The mid-term review is a combination of external evaluation and a facilitated self-reflection process where project staffs and key implementing partners are guided to discuss and review the current approaches, methodologies and management structure. Desk review, group discussions, in-depth interview and interviews with questionnaires were the main data collection methods used. These tools were used selectively for different groups of respondents, who are implementing partners and direct beneficiaries of the project. In total, 255 people were met and interviewed,

Key findings

The review report assesses the program as “highly satisfactory” (p. 50). With an exception of Effectiveness being ranked “b”, other criteria, including Relevance, Efficiency and Sustainability are ranked “a”. The report points to the following success factors:

  • Careful situation analysis that well informs the planning process.
  • Participatory approach throughout the project management cycle ensures consensus and strong support from implementing partners and beneficiaries.
  • Dedication of well-trained Plan Vietnam staff, in particular at community level, who amongst others provide coaching to implementing partners.
  • Plan design projects in the same location in a mutually supportive way so that one project can enjoy the results of the other and thus maximise the project’s effectiveness and results with minimum costs. Norad-funded projects are highly sustainable in technical aspect and political commitment. Financial sustainability of the projects remains uncertain.

The reports points to limitations that need to be considered for improvement in the future:

  • The selection of project sites is not ideal to achieve synergies between Norad projects.
  • There is a need to invest more time and effort on monitoring and reporting. By the time of mid-term review, there are still missing data in the M&E framework.
  • There are few documented self-learning lessons and consolidation of best practice.
  • Although trying to differentiate itself with other existing interventions for ending child marriage in Vietnam (which are considered as single-sided focusing mainly on propaganda and communication), the Ending Child Marriage project itself has not been as comprehensive as designed.
  • Connection with other (I)NGOs and CSOs in the project area remains limited.

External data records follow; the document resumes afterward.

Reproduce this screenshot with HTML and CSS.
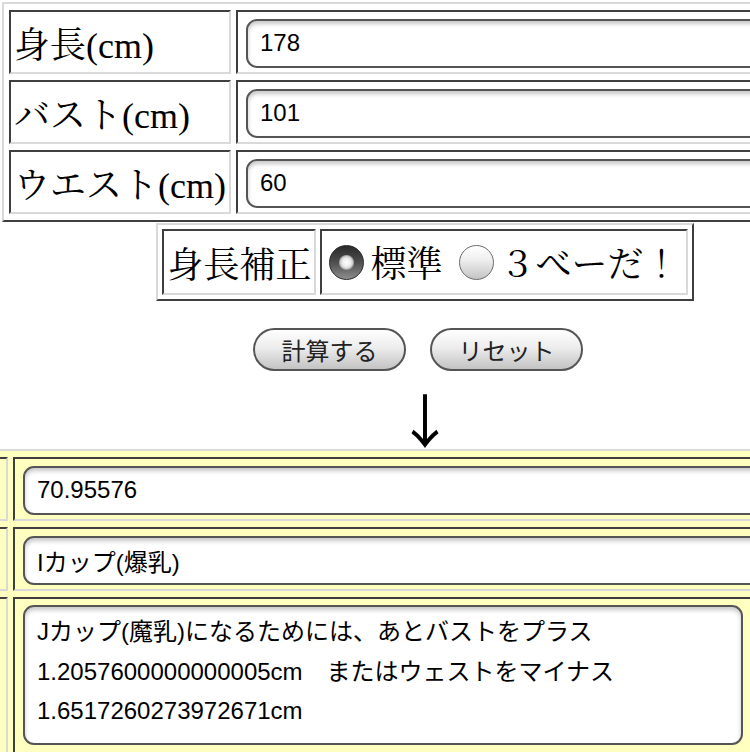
FILE: index.html
```html
<!DOCTYPE html>
<html lang="ja">
<head>
<meta charset="utf-8">
<title>カップ計算</title>
<link rel="stylesheet" href="styles.css">
</head>
<body>
<div class="page">
  <table class="grid input-table">
    <tr>
      <td class="label">身長(cm)</td>
      <td class="field"><input class="box" type="text" value="178"></td>
    </tr>
    <tr>
      <td class="label">バスト(cm)</td>
      <td class="field"><input class="box" type="text" value="101"></td>
    </tr>
    <tr>
      <td class="label">ウエスト(cm)</td>
      <td class="field"><input class="box" type="text" value="60"></td>
    </tr>
  </table>

  <table class="grid mode-table">
    <tr>
      <td class="mode-label">身長補正</td>
      <td class="mode-options"><label class="opt"><input class="radio" type="radio" name="mode" checked>標準</label> <label class="opt"><input class="radio" type="radio" name="mode">３べーだ！</label></td>
    </tr>
  </table>

  <div class="buttons">
    <button class="btn" type="button">計算する</button>
    <button class="btn" type="button">リセット</button>
  </div>

  <div class="arrow">↓</div>

  <div class="result-wrap">
    <table class="grid result-table">
      <colgroup>
        <col class="c1">
        <col class="c2">
      </colgroup>
      <tr>
        <td class="rlabel"></td>
        <td class="field"><input class="box wide" type="text" value="70.95576"></td>
      </tr>
      <tr>
        <td class="rlabel"></td>
        <td class="field"><input class="box wide" type="text" value="Iカップ(爆乳)"></td>
      </tr>
      <tr>
        <td class="rlabel"></td>
        <td class="field tall"><textarea class="box note" readonly>Jカップ(魔乳)になるためには、あとバストをプラス
1.2057600000000005cm　またはウェストをマイナス
1.6517260273972671cm</textarea></td>
      </tr>
    </table>
  </div>
</div>
</body>
</html>
```

FILE: styles.css
```css
html, body {
  margin: 0;
  padding: 0;
  overflow: hidden;
  background: #ffffff;
}

.page {
  width: 850px;
  display: flex;
  flex-direction: column;
  font-family: "Liberation Serif", "Noto Serif CJK JP", "Noto Sans CJK JP", serif;
  color: #000;
}

.grid {
  border-style: solid;
  border-width: 2px;
  border-color: #d9d9d9 #3f3f3f #3f3f3f #d9d9d9;
}

.grid td {
  border-style: solid;
  border-width: 2px;
  border-color: #3f3f3f #d9d9d9 #d9d9d9 #3f3f3f;
  padding: 0;
  vertical-align: middle;
}

/* top input table */
.input-table {
  align-self: flex-start;
  margin: 2px 0 0 2px;
  border-spacing: 5px 6px;
}

.input-table td {
  height: 60px;
}

.label {
  width: 211px;
  padding: 0 3px !important;
  font-size: 36px;
  white-space: nowrap;
}

.field {
  padding: 0 8px !important;
}

.box {
  display: block;
  box-sizing: border-box;
  width: 600px;
  height: 49px;
  margin: 2px 0 0 0;
  padding: 0 12px;
  border: 2px solid #555;
  border-radius: 11px;
  background: #fff;
  box-shadow: inset 0 3px 4px rgba(0, 0, 0, 0.22);
  font-family: "Liberation Sans", "Noto Sans CJK JP", sans-serif;
  font-size: 24px;
  color: #000;
  outline: none;
}

/* mode table */
.mode-table {
  align-self: center;
  margin-top: 1px;
  border-spacing: 4px;
}

.mode-table td {
  height: 62px;
}

.mode-label {
  padding: 0 3px !important;
  font-size: 36px;
  white-space: nowrap;
}

.mode-options {
  padding: 0 6px 0 0 !important;
  font-size: 36px;
  white-space: nowrap;
}

.opt {
  display: inline-flex;
  align-items: center;
}

.radio {
  appearance: none;
  -webkit-appearance: none;
  width: 35px;
  height: 35px;
  margin: 2px 6px 0 7px;
  border-radius: 50%;
  box-sizing: border-box;
  border: 1.5px solid #6b6b6b;
  background: linear-gradient(#ffffff, #f0f0f0 40%, #c4c4c4);
}

.radio:checked {
  border-color: #2a2a2a;
  background:
    radial-gradient(circle at 50% 50%, #ffffff 0, #eeeeee 4px, #cfcfcf 6px, #a0a0a0 7px, rgba(0,0,0,0) 8px),
    linear-gradient(#2a2a2a, #4e4e4e 50%, #8e8e8e);
}

/* buttons */
.buttons {
  display: flex;
  justify-content: center;
  gap: 24px;
  margin-top: 27px;
  padding-right: 14px;
}

.btn {
  box-sizing: border-box;
  width: 153px;
  height: 43px;
  padding: 0;
  border: 2px solid #555;
  border-radius: 22px;
  background: linear-gradient(#fefefe, #ededed 45%, #d2d2d2 80%, #c4c4c4);
  font-family: "Liberation Sans", "Noto Sans CJK JP", sans-serif;
  font-size: 24px;
  color: #222;
}

/* arrow */
.arrow {
  height: 78px;
  text-align: center;
  font-family: "Noto Sans CJK JP", sans-serif;
  font-size: 58px;
  line-height: 94px;
  overflow: visible;
}

/* result table */
.result-wrap {
  display: block;
  width: 1089px;
  margin-left: -149px;
}

.result-table {
  table-layout: fixed;
  width: 1089px;
  border-spacing: 5px 6px;
  background: #ffffc0;
}

.c1 {
  width: 150px;
}

.c2 {
  width: 920px;
}

.result-table td {
  height: 60px;
  background: #ffffc0;
}

.wide {
  width: 900px;
}

.result-table td.tall {
  height: auto;
  padding: 6px 8px 10px 8px !important;
}

.note {
  width: 720px;
  height: 140px;
  margin: 0;
  padding: 5px 12px;
  line-height: 39.5px;
  resize: none;
  overflow: hidden;
  white-space: pre;
}
```
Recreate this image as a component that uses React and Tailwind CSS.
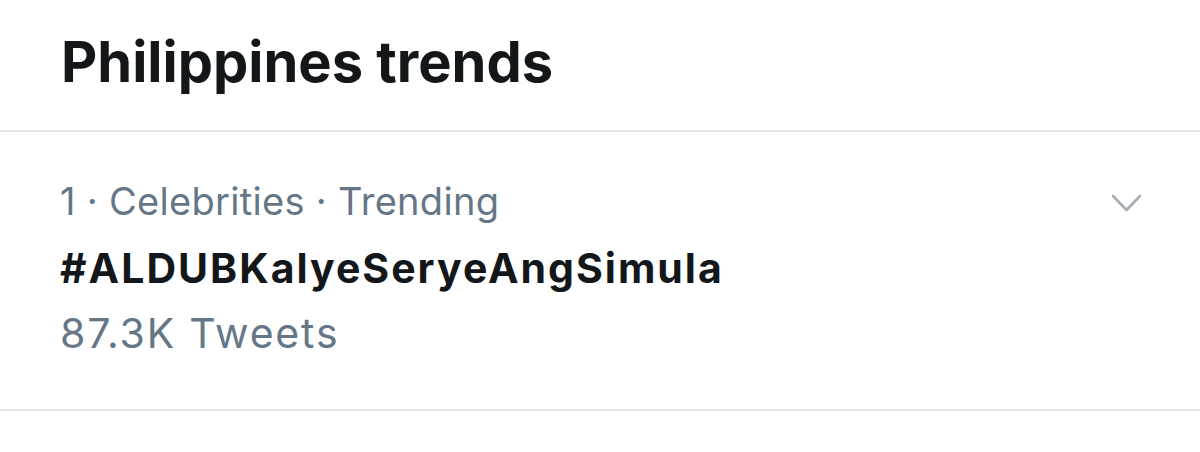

  • The project teams, especially the Ending Child Marriage and Value Chain team, should invest greater effort in M&E and ensure timely data collection for the purposes of self-reflection and planning for the next year.
  • Increased networking and cooperation with organizations that are working in similar thematic areas and have similar objectives.
  • Project cycle management approach of Plan in Vietnam has proven to be very effective. It is advisable that such good practice is documented and shared with other fellow (I)NGOs and donors.
  • The Safe school project is a typical example of projects where the wish list of support is almost identical to the list of actual support provided. Recommendations include i) extending the project support to communities and schools far from the commune centers; and ii) increasing the number of people who receive technical training from PiV. Training to core groups of students (safe schools clubs) must be continuous to ensure the knowledge line is not broken once members of the core groups graduate from schools.
  • The Ending Child Marriage project should keep up good effort on advocacy and networking at national level on child protection /child marriage. One of the issues prioritized for advocacy would be support the enforcement of current regulations on child marriage including cooperation with with other Vietnam based child focused organizations. Further, education, behavior change communication, vocational education, providing alternatives, job opportunities and livelihood support should be strengthened to reduce child marriage in a voluntary manner.
  • For the Value Chain project, of the three identified chains/products identified, goat breeding and chicken have good potential to be developed into a real value chain. The project may consider finding new alternative for saffron, which is facing great competition. Due to late start, goat breeding and chicken are now actually at the stage of production support. It is advisable that more effort is given to change the behavior of local people, who have been dependent almost totally on buyers/traders from outside. Selling products directly to consumers would increase income for households on the one hand, and provide them with market orientation (for other products) on the other hand.
  • Further details and recommendations are available in the full report.

Comments from the organisation

Findings and recommendations of this mid-term review is helpful to draw lessons for improvement during the project implementation. The recommendations will inform the final year of implementation of the Norad projects. Norad projects in Vietnam will be phased out by Plan Norway after end of 2019. However, the recommendations are relevant to Plan in Vietnam projects funded by other donors.